◆ Your task ◆
From the first line of the listing below, retype each line up to and including the one with "</style></head><body>"; pictures stay out.

◆ Supplied information ◆
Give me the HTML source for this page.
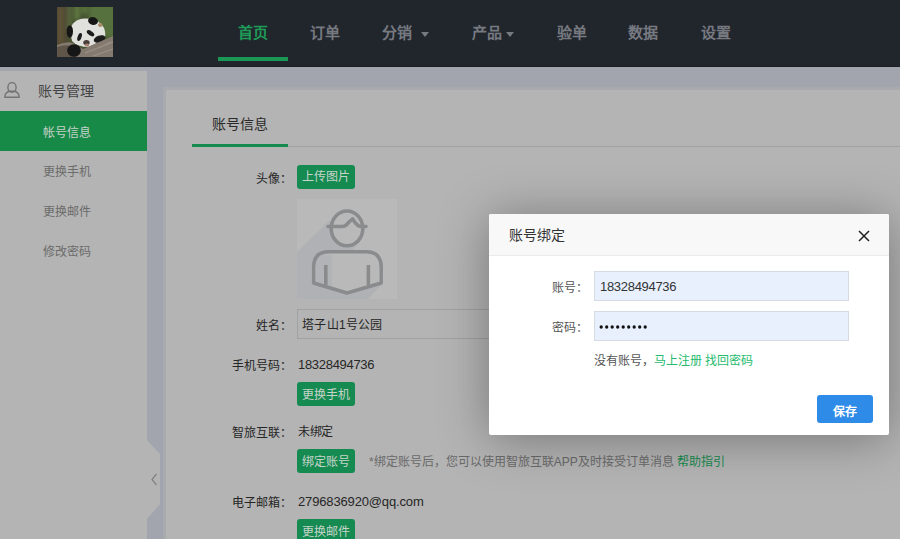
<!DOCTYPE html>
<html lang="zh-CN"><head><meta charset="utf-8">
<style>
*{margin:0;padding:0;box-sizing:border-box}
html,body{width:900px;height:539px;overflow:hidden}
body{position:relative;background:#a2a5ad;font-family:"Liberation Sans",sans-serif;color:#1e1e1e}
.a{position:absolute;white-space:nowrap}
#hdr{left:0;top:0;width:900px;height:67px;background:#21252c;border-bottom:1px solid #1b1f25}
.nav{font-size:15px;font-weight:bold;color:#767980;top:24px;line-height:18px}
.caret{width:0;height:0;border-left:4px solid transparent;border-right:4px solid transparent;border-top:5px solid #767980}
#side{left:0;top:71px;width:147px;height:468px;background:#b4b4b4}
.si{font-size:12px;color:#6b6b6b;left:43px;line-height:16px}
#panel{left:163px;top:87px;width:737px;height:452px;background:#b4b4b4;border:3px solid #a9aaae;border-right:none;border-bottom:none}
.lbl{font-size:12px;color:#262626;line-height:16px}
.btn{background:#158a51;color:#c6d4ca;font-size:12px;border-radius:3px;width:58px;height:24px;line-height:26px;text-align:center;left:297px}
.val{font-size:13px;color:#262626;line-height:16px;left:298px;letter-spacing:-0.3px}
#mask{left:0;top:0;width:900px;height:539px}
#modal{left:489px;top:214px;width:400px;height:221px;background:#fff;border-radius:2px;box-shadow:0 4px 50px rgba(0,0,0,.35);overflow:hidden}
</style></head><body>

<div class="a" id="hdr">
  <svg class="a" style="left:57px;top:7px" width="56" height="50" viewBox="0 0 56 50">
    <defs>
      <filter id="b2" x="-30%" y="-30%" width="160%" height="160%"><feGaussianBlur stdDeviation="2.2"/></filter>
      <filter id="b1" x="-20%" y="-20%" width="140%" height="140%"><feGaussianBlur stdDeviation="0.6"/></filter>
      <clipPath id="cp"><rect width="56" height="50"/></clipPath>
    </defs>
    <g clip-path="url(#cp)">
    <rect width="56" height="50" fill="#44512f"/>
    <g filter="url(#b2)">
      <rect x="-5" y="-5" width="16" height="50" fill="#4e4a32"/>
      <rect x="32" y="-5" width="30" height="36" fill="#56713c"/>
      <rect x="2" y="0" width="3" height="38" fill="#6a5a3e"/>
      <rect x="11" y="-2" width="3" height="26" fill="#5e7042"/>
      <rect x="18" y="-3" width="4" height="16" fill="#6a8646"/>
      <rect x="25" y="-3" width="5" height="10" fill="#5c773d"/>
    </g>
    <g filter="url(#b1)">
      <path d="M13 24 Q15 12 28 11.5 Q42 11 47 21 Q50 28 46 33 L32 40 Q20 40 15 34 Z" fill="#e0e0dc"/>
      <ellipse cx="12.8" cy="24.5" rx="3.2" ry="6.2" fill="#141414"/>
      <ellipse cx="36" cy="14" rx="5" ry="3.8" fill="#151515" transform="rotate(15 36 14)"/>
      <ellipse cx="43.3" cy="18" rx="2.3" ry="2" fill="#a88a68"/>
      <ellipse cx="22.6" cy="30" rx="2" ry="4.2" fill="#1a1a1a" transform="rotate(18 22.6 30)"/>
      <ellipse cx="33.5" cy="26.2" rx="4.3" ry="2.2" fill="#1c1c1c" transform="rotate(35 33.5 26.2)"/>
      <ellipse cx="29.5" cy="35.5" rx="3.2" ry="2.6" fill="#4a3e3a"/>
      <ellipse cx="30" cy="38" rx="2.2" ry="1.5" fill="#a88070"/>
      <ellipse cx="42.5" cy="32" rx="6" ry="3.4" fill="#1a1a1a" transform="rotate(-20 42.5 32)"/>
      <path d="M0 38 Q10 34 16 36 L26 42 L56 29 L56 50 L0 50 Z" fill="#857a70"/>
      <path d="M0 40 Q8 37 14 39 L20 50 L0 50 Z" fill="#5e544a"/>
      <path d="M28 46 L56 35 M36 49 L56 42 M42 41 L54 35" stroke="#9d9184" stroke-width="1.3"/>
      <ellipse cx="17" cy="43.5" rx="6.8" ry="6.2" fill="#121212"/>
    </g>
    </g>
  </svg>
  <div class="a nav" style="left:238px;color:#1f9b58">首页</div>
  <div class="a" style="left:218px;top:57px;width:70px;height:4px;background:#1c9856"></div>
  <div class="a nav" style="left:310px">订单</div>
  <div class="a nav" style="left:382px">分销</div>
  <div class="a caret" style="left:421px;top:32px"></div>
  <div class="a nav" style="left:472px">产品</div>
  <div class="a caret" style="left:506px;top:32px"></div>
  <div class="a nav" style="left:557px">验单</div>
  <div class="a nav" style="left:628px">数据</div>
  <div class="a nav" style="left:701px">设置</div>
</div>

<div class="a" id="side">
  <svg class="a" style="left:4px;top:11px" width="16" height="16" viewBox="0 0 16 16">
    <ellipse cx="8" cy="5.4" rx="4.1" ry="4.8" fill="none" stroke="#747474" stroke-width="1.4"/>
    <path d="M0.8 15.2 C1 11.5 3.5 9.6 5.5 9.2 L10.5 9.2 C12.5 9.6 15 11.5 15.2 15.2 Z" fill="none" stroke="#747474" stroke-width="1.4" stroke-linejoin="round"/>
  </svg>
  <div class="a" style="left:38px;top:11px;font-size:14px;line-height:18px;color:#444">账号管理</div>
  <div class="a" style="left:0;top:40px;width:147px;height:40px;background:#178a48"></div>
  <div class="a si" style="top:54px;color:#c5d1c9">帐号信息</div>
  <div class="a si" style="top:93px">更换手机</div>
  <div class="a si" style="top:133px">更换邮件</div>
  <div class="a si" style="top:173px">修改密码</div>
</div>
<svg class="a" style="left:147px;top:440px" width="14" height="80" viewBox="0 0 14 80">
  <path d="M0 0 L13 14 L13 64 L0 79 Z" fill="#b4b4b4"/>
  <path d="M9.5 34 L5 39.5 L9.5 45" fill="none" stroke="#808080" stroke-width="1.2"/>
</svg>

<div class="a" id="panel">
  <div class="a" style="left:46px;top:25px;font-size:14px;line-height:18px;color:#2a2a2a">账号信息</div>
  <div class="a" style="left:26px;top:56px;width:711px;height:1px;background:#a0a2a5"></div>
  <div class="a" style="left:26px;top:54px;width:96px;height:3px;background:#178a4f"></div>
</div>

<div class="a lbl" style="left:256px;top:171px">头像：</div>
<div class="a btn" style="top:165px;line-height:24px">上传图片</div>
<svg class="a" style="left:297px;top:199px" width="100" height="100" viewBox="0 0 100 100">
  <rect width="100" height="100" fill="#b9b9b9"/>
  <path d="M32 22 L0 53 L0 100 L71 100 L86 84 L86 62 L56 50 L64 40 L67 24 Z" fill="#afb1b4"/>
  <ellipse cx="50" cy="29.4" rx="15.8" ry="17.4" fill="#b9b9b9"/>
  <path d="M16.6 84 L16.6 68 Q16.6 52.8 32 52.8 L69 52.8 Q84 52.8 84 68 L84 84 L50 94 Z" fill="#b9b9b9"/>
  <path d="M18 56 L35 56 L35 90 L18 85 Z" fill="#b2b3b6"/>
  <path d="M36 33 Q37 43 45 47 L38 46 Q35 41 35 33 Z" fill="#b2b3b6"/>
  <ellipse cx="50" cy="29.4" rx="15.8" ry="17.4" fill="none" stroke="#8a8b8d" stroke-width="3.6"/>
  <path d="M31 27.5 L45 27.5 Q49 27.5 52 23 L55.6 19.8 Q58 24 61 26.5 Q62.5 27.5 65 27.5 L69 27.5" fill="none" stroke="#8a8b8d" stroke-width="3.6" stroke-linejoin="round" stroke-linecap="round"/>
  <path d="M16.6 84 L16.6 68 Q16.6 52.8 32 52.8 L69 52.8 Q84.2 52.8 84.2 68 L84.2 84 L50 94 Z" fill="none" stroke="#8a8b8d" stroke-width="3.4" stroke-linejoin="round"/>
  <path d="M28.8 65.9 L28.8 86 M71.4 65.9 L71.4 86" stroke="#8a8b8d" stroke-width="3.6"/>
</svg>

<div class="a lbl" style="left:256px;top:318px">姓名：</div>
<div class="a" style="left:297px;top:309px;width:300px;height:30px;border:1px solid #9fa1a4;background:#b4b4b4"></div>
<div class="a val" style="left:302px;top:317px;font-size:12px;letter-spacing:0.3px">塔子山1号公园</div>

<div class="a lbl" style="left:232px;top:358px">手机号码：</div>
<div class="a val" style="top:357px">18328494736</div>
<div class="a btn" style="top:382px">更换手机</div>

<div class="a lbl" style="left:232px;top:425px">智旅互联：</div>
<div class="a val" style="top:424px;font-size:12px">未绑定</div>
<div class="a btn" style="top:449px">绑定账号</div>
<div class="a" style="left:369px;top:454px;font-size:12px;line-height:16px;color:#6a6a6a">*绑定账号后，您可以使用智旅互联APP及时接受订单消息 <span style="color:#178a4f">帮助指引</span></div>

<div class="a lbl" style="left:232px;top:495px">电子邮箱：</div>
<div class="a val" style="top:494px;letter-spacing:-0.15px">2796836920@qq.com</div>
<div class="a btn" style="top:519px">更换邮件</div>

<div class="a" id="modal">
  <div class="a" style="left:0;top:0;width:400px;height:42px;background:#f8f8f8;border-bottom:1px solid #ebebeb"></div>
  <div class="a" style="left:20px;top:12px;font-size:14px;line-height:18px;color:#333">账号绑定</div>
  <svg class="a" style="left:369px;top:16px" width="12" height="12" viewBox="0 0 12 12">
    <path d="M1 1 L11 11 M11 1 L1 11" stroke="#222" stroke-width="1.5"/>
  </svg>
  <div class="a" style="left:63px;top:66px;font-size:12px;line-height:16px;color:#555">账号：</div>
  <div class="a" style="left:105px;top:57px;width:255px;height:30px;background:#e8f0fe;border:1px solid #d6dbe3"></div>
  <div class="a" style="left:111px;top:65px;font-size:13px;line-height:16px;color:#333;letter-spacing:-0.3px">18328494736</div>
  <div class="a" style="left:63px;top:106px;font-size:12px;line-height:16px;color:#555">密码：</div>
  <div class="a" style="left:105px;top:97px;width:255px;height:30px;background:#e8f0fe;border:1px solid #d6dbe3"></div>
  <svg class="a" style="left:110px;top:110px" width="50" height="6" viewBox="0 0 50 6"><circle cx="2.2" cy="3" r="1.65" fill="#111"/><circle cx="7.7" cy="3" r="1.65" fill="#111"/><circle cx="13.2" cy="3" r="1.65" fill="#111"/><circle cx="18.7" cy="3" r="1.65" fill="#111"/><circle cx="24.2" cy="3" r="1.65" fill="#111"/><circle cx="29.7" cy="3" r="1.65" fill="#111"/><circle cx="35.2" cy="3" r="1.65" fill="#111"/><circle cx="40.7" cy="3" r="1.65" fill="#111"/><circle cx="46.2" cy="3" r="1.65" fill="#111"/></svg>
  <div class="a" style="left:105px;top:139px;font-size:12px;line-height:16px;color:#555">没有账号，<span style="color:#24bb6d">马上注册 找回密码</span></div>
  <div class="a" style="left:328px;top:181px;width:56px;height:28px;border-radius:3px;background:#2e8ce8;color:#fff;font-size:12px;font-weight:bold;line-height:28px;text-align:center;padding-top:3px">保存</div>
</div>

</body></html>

◆ Solution to the exercise ◆
Give me the HTML source for this page.
<!DOCTYPE html>
<html lang="zh-CN"><head><meta charset="utf-8">
<style>
*{margin:0;padding:0;box-sizing:border-box}
html,body{width:900px;height:539px;overflow:hidden}
body{position:relative;background:#a2a5ad;font-family:"Liberation Sans",sans-serif;color:#1e1e1e}
.a{position:absolute;white-space:nowrap}
#hdr{left:0;top:0;width:900px;height:67px;background:#21252c;border-bottom:1px solid #1b1f25}
.nav{font-size:15px;font-weight:bold;color:#767980;top:24px;line-height:18px}
.caret{width:0;height:0;border-left:4px solid transparent;border-right:4px solid transparent;border-top:5px solid #767980}
#side{left:0;top:71px;width:147px;height:468px;background:#b4b4b4}
.si{font-size:12px;color:#6b6b6b;left:43px;line-height:16px}
#panel{left:163px;top:87px;width:737px;height:452px;background:#b4b4b4;border:3px solid #a9aaae;border-right:none;border-bottom:none}
.lbl{font-size:12px;color:#262626;line-height:16px}
.btn{background:#158a51;color:#c6d4ca;font-size:12px;border-radius:3px;width:58px;height:24px;line-height:26px;text-align:center;left:297px}
.val{font-size:13px;color:#262626;line-height:16px;left:298px;letter-spacing:-0.3px}
#mask{left:0;top:0;width:900px;height:539px}
#modal{left:489px;top:214px;width:400px;height:221px;background:#fff;border-radius:2px;box-shadow:0 4px 50px rgba(0,0,0,.35);overflow:hidden}
</style></head><body>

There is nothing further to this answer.